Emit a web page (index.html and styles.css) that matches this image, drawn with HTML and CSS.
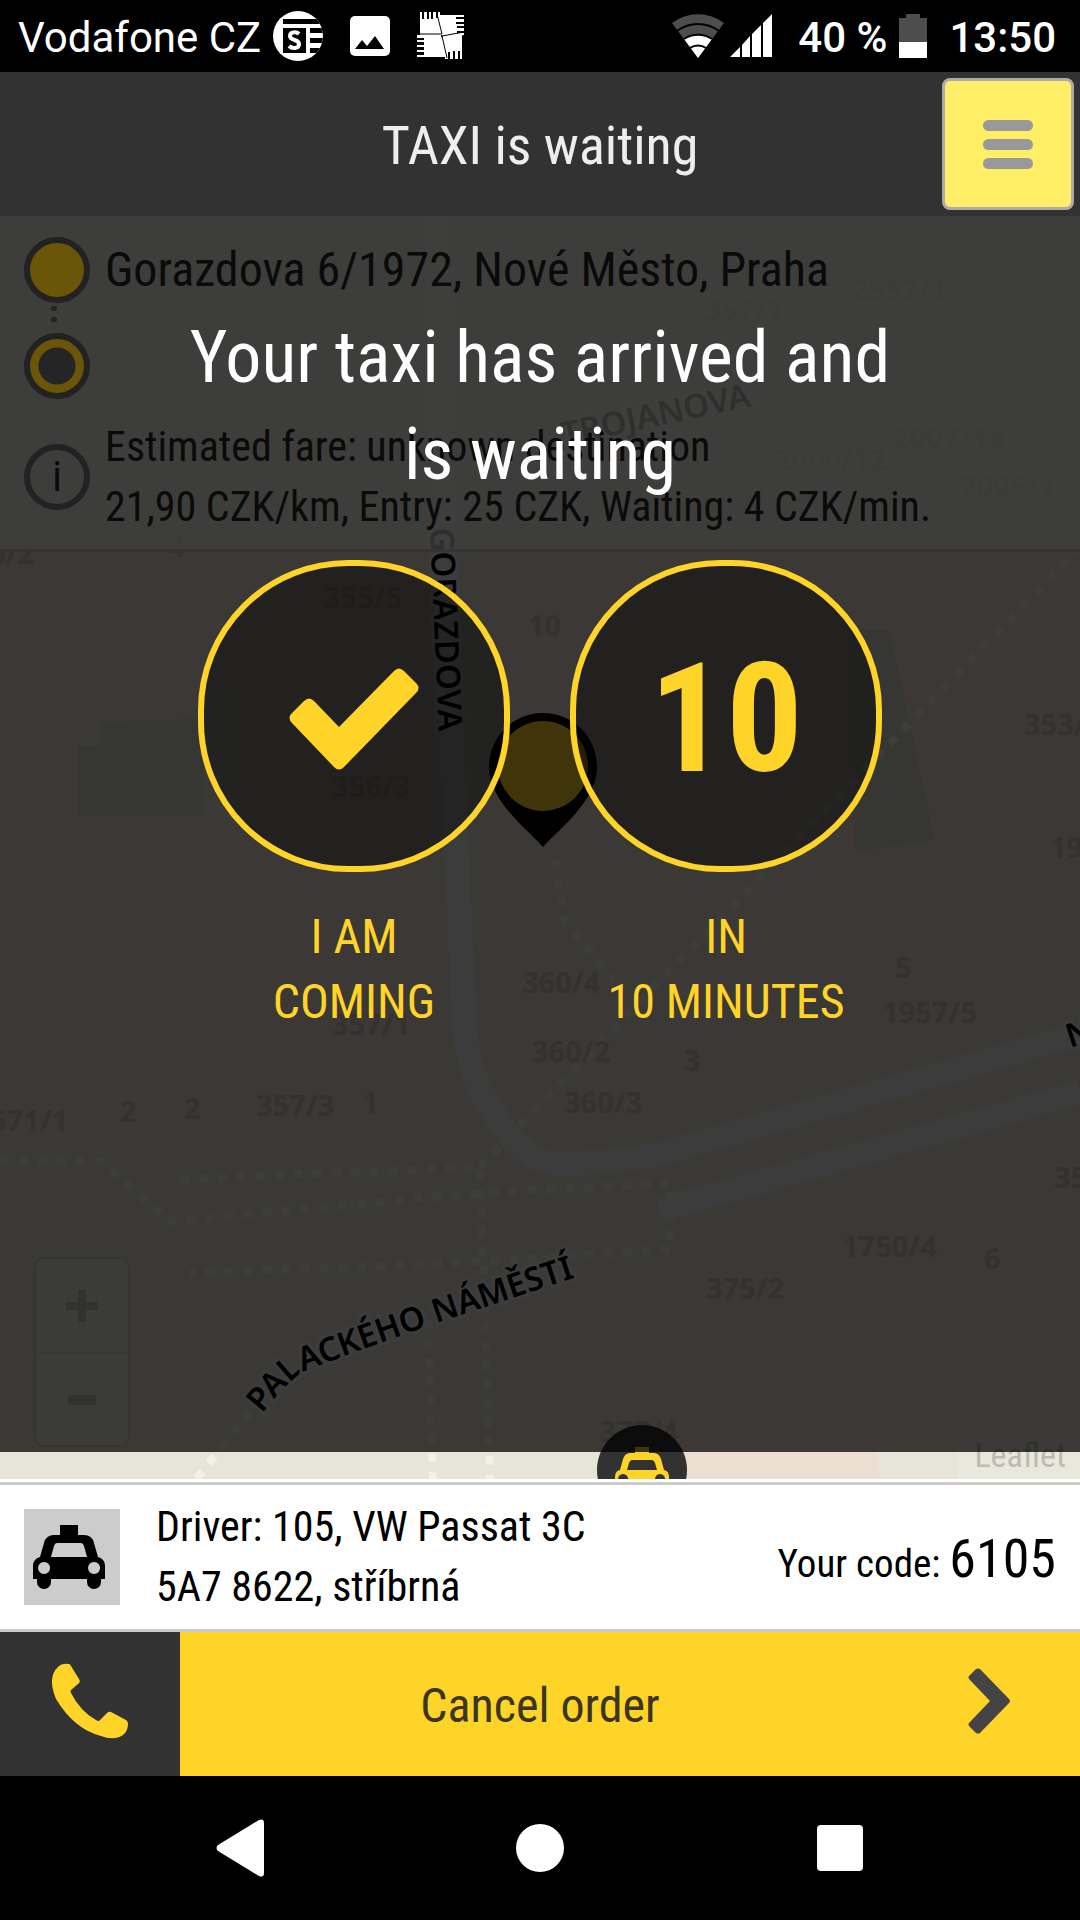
FILE: index.html
```html
<!DOCTYPE html>
<html lang="en">
<head>
<meta charset="utf-8">
<meta name="viewport" content="width=device-width, initial-scale=1">
<title>TAXI is waiting</title>
<link rel="stylesheet" href="styles.css">
</head>
<body>
<div class="status">
  <span class="carrier">Vodafone CZ</span>
  <svg class="note-icon" width="50" height="50" viewBox="0 0 50 50" aria-hidden="true">
    <clipPath id="disc"><circle cx="25" cy="25" r="25"/></clipPath>
    <g clip-path="url(#disc)">
      <rect width="50" height="50" fill="#fff"/>
      <path d="M10 8h40v5H10zM10 17h23v25H10zM37 17h13v5H37zM37 27h13v5H37zM37 37h13v5H37z" fill="#000"/>
    </g>
    <path d="M26 23c-2-2-9-3-9 2 0 5 9 3 9 8 0 5-7 5-10 2" fill="none" stroke="#fff" stroke-width="4"/>
  </svg>
  <svg class="note-icon" width="40" height="40" viewBox="0 0 40 40" aria-hidden="true">
    <rect width="40" height="40" rx="5" fill="#fff"/>
    <path d="M5 33l7-9 5 6 8-10 9 13z" fill="#000"/>
  </svg>
  <svg class="note-icon" width="48" height="50" viewBox="0 0 48 50" aria-hidden="true">
    <path d="M3 1h2v7h2V1h3v7h2V1h2v7h2V1h3v6h2V1h2v4h3l4 19H3zM21 4h26v2h-8v2h8v3h-8v2h8v2h-7v2h7v3h-7v2h7v2l-21 4zM45 22v26h-2v-8h-2v8h-3v-8h-2v8h-3v-7h-2v7h-3v-4h-2l-3-17zM0 24h24l5 22H0v-2h7v-3H0v-2h7v-3H0v-2h7v-3H0v-2h7v-2H0z" fill="#fff"/>
    <path d="M0 23h25L20 3M25 25l22-4M25 25l5 22" fill="none" stroke="#000" stroke-width="1"/>
  </svg>
  <span class="spacer"></span>
  <svg width="52" height="44" viewBox="0 0 52 44" aria-hidden="true">
    <path d="M0 9a43 43 0 0 1 52 0L26 44z" fill="#4d4d4d"/>
    <path d="M12 25a26 26 0 0 1 28 0L26 44z" fill="#fff"/>
    <path d="M5 17a35 35 0 0 1 42 0M12 25a25 25 0 0 1 28 0M18 34a14 14 0 0 1 16 0" fill="none" stroke="#000" stroke-width="2"/>
  </svg>
  <svg class="signal" width="42" height="44" viewBox="0 0 42 44" aria-hidden="true">
    <path d="M0 43l10-10v10zM12 43V31l8-9v21zM22 43V20l9-9v32zM33 43V9l9-9v43z" fill="#fff"/>
  </svg>
  <span class="status-text">40 %</span>
  <svg class="battery" width="28" height="44" viewBox="0 0 28 44" aria-hidden="true">
    <path d="M0 4h7V0h14v4h7v24H0z" fill="#4d4d4d"/><path d="M0 28h28v16H0z" fill="#fff"/>
  </svg>
  <span class="status-text">13:50</span>
</div>

<header class="header">
  <h1 class="title">TAXI is waiting</h1>
  <button class="menu" type="button" aria-label="Menu">
    <span class="bar"></span><span class="bar"></span><span class="bar"></span>
  </button>
</header>

<main class="stage">
  <div class="map">
    <svg class="map-canvas" viewBox="0 216 1080 1263" preserveAspectRatio="xMidYMid slice" aria-hidden="true">
      <rect y="216" width="1080" height="1263" fill="#e7e4d8"/>
      <g fill="#ecdfd2">
        <path d="M0 216h420l14 440-8 440-90 20H0zM0 1000h420v110L0 1150z"/>
        <path d="M500 216h580v760l-440 140-130 20-30-90z"/>
        <path d="M640 1310l310-110 130-40v60L880 1479H620z"/>
      </g>
      <path d="M60 700h180v300H60zM510 840h120l60 220-130 60zM860 1300l220-100v279H880z" fill="#e7e4d8"/>
      <path d="M100 722l104-4v98H78v-70h22zM850 630h40l45 210-80 12z" fill="#d6dcc8"/>
      <g fill="none" stroke="#eeefee" stroke-width="24">
        <path d="M436 216l10 400 18 400q2 60 32 100 26 46 64 48 40 0 100-10l420-120"/>
        <path d="M660 1210l420-118"/>
      </g>
      <g fill="none" stroke="#f3f1e8" stroke-width="8" stroke-dasharray="9 10">
        <path d="M0 1161h100l70 60 310-28 190-10v66l-170 12-310 12"/>
        <path d="M180 1179l300-12 10 312M428 1320l5 159M250 1412l-80 100M480 1167l600-620M556 860l8 60 50 60"/>
      </g>
      <g class="plot">
        <text x="-44" y="564">356/2</text><text x="168" y="557">4</text>
        <text x="324" y="608">355/5</text><text x="528" y="636">10</text>
        <text x="332" y="797">356/3</text><text x="1024" y="735">353/6</text>
        <text x="1050" y="858">1957</text><text x="522" y="993">360/4</text>
        <text x="895" y="978">5</text><text x="882" y="1023">1957/5</text>
        <text x="332" y="1035">357/1</text><text x="532" y="1062">360/2</text>
        <text x="684" y="1071">3</text><text x="564" y="1113">360/3</text>
        <text x="-10" y="1131">571/1</text><text x="120" y="1122">2</text>
        <text x="184" y="1119">2</text><text x="256" y="1116">357/3</text>
        <text x="362" y="1113">1</text><text x="1054" y="1188">354</text>
        <text x="842" y="1257">1750/4</text><text x="984" y="1269">6</text>
        <text x="706" y="1299">375/2</text><text x="600" y="1442">377/4</text>
        <text x="705" y="320">357/1</text><text x="852" y="300">2957/1</text>
        <text x="775" y="470">2000/12</text><text x="893" y="448">2007/14</text><text x="960" y="497">2005/1</text>
      </g>
      <g class="street">
        <path id="gorazdova" d="M430 528L440 760" fill="none"/>
        <text><textPath href="#gorazdova">GORAZDOVA</textPath></text>
        <path id="trojanova" d="M564 446L780 400" fill="none"/>
        <text><textPath href="#trojanova">TROJANOVA</textPath></text>
        <path id="palackeho" d="M262 1414Q284 1386 302 1372Q370 1346 440 1322L640 1256" fill="none"/>
        <text><textPath href="#palackeho">PALACKÉHO NÁMĚSTÍ</textPath></text>
        <text transform="translate(1070 1048) rotate(-18)">N</text>
      </g>
      <path d="M543 713a54 54 0 0 1 54 54c0 34-38 62-54 80-16-18-54-46-54-80a54 54 0 0 1 54-54z" fill="#000"/>
      <circle cx="543" cy="766" r="45" fill="#ffd428"/>
      <circle cx="642" cy="1470" r="45" fill="#323232"/>
      <path fill="#ffd428" fill-rule="evenodd" d="M635 1447h14v6h5q5 0 7 6l3 11q5 1 5 7v14h-54v-14q0-6 5-7l3-11q2-6 7-6h5zM632 1460h20q2 0 3 3l2 7h-30l2-7q1-3 3-3zM623 1474a5 5 0 1 0 .1 0zM660 1474a5 5 0 1 0 .1 0z"/>
    </svg>
    <div class="zoom">
      <button class="zoom-btn" type="button" aria-label="Zoom in"><svg width="32" height="32" viewBox="0 0 32 32"><path d="M12 0h8v12h12v8H20v12h-8V20H0v-8h12z" fill="currentColor"/></svg></button>
      <button class="zoom-btn" type="button" aria-label="Zoom out"><svg width="28" height="32" viewBox="0 0 28 32"><rect y="11" width="28" height="10" rx="2" fill="currentColor"/></svg></button>
    </div>
    <a class="credit" href="#">Leaflet</a>
  </div>
  <div class="scrim"></div>

  <section class="trip">
    <div class="row">
      <span class="dot from"></span>
      <span class="address">Gorazdova 6/1972, Nové Město, Praha</span>
    </div>
    <div class="row"><span class="dot to"></span></div>
    <div class="row fare-row">
      <span class="dot info">i</span>
      <p class="fare">Estimated fare: unknown destination<br>21,90 CZK/km, Entry: 25 CZK, Waiting: 4 CZK/min.</p>
    </div>
  </section>

  <section class="dialog">
    <h2 class="message">Your taxi has arrived and is waiting</h2>
    <div class="choices">
      <button class="choice" type="button">
        <span class="ring"><svg width="130" height="102" viewBox="0 0 130 102" aria-hidden="true"><path d="M3 55q-5-5 0-10l12-12q5-5 10 0l25 26L105 3q5-5 10 0l12 12q5 5 0 10L55 99q-5 5-10 0z" fill="#ffd428"/></svg></span>
        <span class="label">I AM<br>COMING</span>
      </button>
      <button class="choice" type="button">
        <span class="ring">10</span>
        <span class="label">IN<br>10 MINUTES</span>
      </button>
    </div>
  </section>
</main>

<section class="driver">
  <span class="car"><svg width="72" height="64" viewBox="0 0 72 64" aria-hidden="true"><path fill="#000" fill-rule="evenodd" d="M27 0h18v10h6q8 0 10 8l4 14q7 2 7 9v13h-4v3a7 7 0 0 1-14 0v-3H18v3a7 7 0 0 1-14 0v-3H0V41q0-7 7-9l4-14q2-8 10-8h6zM24 18q-2 0-3 3l-3 11h36l-3-11q-1-3-3-3zM11 37a6 6 0 1 0 .1 0zM61 37a6 6 0 1 0 .1 0z"/></svg></span>
  <p class="details">Driver: 105, VW Passat 3C<br>5A7 8622, stříbrná</p>
  <p class="code">Your code: <strong class="code-number">6105</strong></p>
</section>

<div class="actions">
  <button class="call" type="button" aria-label="Call driver">
    <svg width="76" height="76" viewBox="0 0 76 76" aria-hidden="true"><path d="M6 4Q10 0 17 1q1 0 2 2l8 13q2 3-1 5l-7 6q-1 1 0 3 9 18 25 27 3 2 4 0l7-7q2-2 4-1l15 8q2 1 2 4 0 7-5 11-9 6-22 1Q22 66 4 36-5 14 6 4z" fill="#ffd428"/></svg>
  </button>
  <button class="cancel" type="button">
    <span class="cancel-text">Cancel order</span>
    <svg class="chevron" width="42" height="66" viewBox="0 0 42 66" aria-hidden="true"><path d="M1 11q-1-2 0-3l7-7q2-1 4 0l29 30q2 2 0 4L12 65q-2 1-4 0l-7-7q-1-2 0-3l21-22z" fill="#444"/></svg>
  </button>
</div>

<nav class="nav">
  <button class="nav-btn" type="button" aria-label="Back"><svg width="48" height="58" viewBox="0 0 48 58"><path d="M43 1q5-2 5 3v50q0 5-5 3L2 32q-3-3 0-6z" fill="#fff"/></svg></button>
  <button class="nav-btn" type="button" aria-label="Home"><svg width="48" height="48" viewBox="0 0 48 48"><circle cx="24" cy="24" r="24" fill="#fff"/></svg></button>
  <button class="nav-btn" type="button" aria-label="Recent apps"><svg width="46" height="46" viewBox="0 0 46 46"><rect width="46" height="46" rx="4" fill="#fff"/></svg></button>
</nav>
</body>
</html>
```
FILE: styles.css
```css
* { box-sizing: border-box; }

body {
  margin: 0;
  min-height: 100vh;
  display: flex;
  flex-direction: column;
  background: #000;
  font-family: "Roboto Condensed", Roboto, sans-serif;
  font-size: 42px;
  line-height: 60px;
}

h1, h2, p { margin: 0; font-weight: 400; }

button {
  margin: 0;
  padding: 0;
  border: 0;
  background: none;
  color: inherit;
  font: inherit;
  cursor: pointer;
}

svg { display: block; flex: none; }

/* Status bar */
.status {
  display: flex;
  align-items: center;
  height: 72px;
  padding: 0 24px 0 18px;
  color: #fff;
  font-family: Roboto, sans-serif;
}
.carrier { margin-right: 12px; padding-top: 4px; }
.status-text { padding-top: 4px; font-weight: 500; }
.note-icon + .note-icon { margin-left: 27px; }
.spacer { flex: 1; }
.signal { margin: 0 26px 0 6px; }
.battery { margin: 0 22px 0 12px; }

/* Header */
.header {
  display: grid;
  grid-template-columns: 132px 1fr 132px;
  align-items: center;
  height: 144px;
  padding: 0 6px;
  background: #323232;
  color: #eee;
}
.title { grid-column: 2; padding-top: 4px; font-size: 54px; text-align: center; }
.menu {
  display: flex;
  flex-direction: column;
  align-items: center;
  justify-content: center;
  gap: 8px;
  height: 132px;
  border: 3px solid #aaa;
  border-radius: 8px;
  background: #ffee66;
}
.bar { width: 50px; height: 11px; border-radius: 6px; background: #999; }

/* Map with everything stacked on it */
.stage { flex: 1; display: grid; position: relative; overflow: hidden; }
.map, .trip, .dialog { grid-area: 1 / 1; }
.map { position: absolute; inset: 0; }
.map-canvas { width: 100%; height: 100%; }
.plot { font: 700 29px "Noto Sans", sans-serif; fill: #cdc1b6; }
.street {
  font: 600 33px "Noto Sans", sans-serif;
  fill: #000;
}
.street text { stroke: #f0f0ee; stroke-width: 6px; paint-order: stroke; }
.zoom {
  position: absolute;
  left: 36px;
  bottom: 34px;
  width: 92px;
  border-radius: 8px;
  background: #ecece8;
  box-shadow: 0 0 4px #aaa;
  color: #c8c8c4;
}
.zoom-btn {
  display: flex;
  align-items: center;
  justify-content: center;
  width: 100%;
  height: 93px;
}
.zoom-btn + .zoom-btn { border-top: 2px solid #ddd; }
.credit {
  position: absolute;
  right: 0;
  bottom: 0;
  padding: 0 14px 0 16px;
  background: #e9e8dd;
  color: #bcbbb1;
  font-size: 34px;
  line-height: 48px;
  text-decoration: none;
}
.scrim { position: absolute; inset: 0 0 27px; background: rgba(0, 0, 0, 0.75); }

/* Trip summary */
.trip {
  position: relative;
  align-self: start;
  padding: 21px 24px 12px;
  border-bottom: 3px solid #353433;
  background: rgba(63, 63, 62, 0.75);
  color: #0a0a0a;
}
.row { display: flex; align-items: center; gap: 15px; }
.row + .row { margin-top: 30px; }
.row + .fare-row { margin-top: 18px; }
.address { font-size: 48px; }
.dot {
  position: relative;
  flex: none;
  width: 66px;
  height: 66px;
  border: 6px solid #222;
  border-radius: 50%;
  text-align: center;
  line-height: 54px;
}
.from { background: #6a5508; }
.from::after {
  content: "";
  position: absolute;
  left: 21px;
  top: 60px;
  width: 6px;
  height: 24px;
  background: radial-gradient(circle, #232323 3px, transparent 3px) 0 0 / 6px 11px;
}
.to { background: radial-gradient(circle, #252525 18px, #6a5508 19px); }

/* Arrival dialog */
.dialog {
  position: relative;
  display: flex;
  flex-direction: column;
  align-items: center;
  padding-top: 93px;
}
.message {
  max-width: 760px;
  color: #fff;
  font-size: 72px;
  line-height: 97px;
  text-align: center;
}
.choices { display: flex; gap: 60px; margin-top: 57px; }
.choice { display: flex; flex-direction: column; align-items: center; gap: 32px; width: 312px; }
.ring {
  display: flex;
  align-items: center;
  justify-content: center;
  width: 312px;
  height: 312px;
  padding-top: 6px;
  border: 6px solid #ffd428;
  border-radius: 150px;
  background: rgba(0, 0, 0, 0.4);
  color: #ffd428;
  font-size: 152px;
  font-weight: 700;
}
.label { color: #ffd428; font-size: 48px; line-height: 65px; }

/* Driver */
.driver {
  display: flex;
  align-items: center;
  height: 153px;
  padding: 3px 24px 0;
  border-top: 3px solid #fff;
  border-bottom: 3px solid #ccc;
  background: #fff;
  box-shadow: inset 0 3px #ccc;
  color: #000;
}
.car {
  display: flex;
  align-items: center;
  width: 96px;
  height: 96px;
  margin-right: 36px;
  padding-left: 9px;
  background: #ccc;
}
.details { flex: 1; }
.code { padding-top: 8px; font-size: 39px; }
.code-number { font-size: 54px; font-weight: 400; }

/* Actions */
.actions { display: flex; height: 144px; }
.call {
  display: flex;
  align-items: center;
  justify-content: center;
  width: 180px;
  padding-bottom: 6px;
  background: #323232;
}
.cancel {
  flex: 1;
  display: flex;
  align-items: center;
  padding-right: 70px;
  background: #ffd428;
  color: #3a3524;
  font-size: 48px;
}
.cancel-text { flex: 1; padding: 4px 68px 0 0; }
.chevron { margin-bottom: 6px; }

/* System navigation */
.nav {
  display: flex;
  justify-content: center;
  gap: 160px;
  height: 144px;
}
.nav-btn { display: flex; align-items: center; justify-content: center; width: 140px; }
```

____________

> [REQUIREMENTS] Reproduce every line of the listing above in which the string "with" appears.

> [EXERCISE ANSWER]
Emit a web page (index.html and styles.css) that matches this image, drawn with HTML and CSS.
/* Map with everything stacked on it */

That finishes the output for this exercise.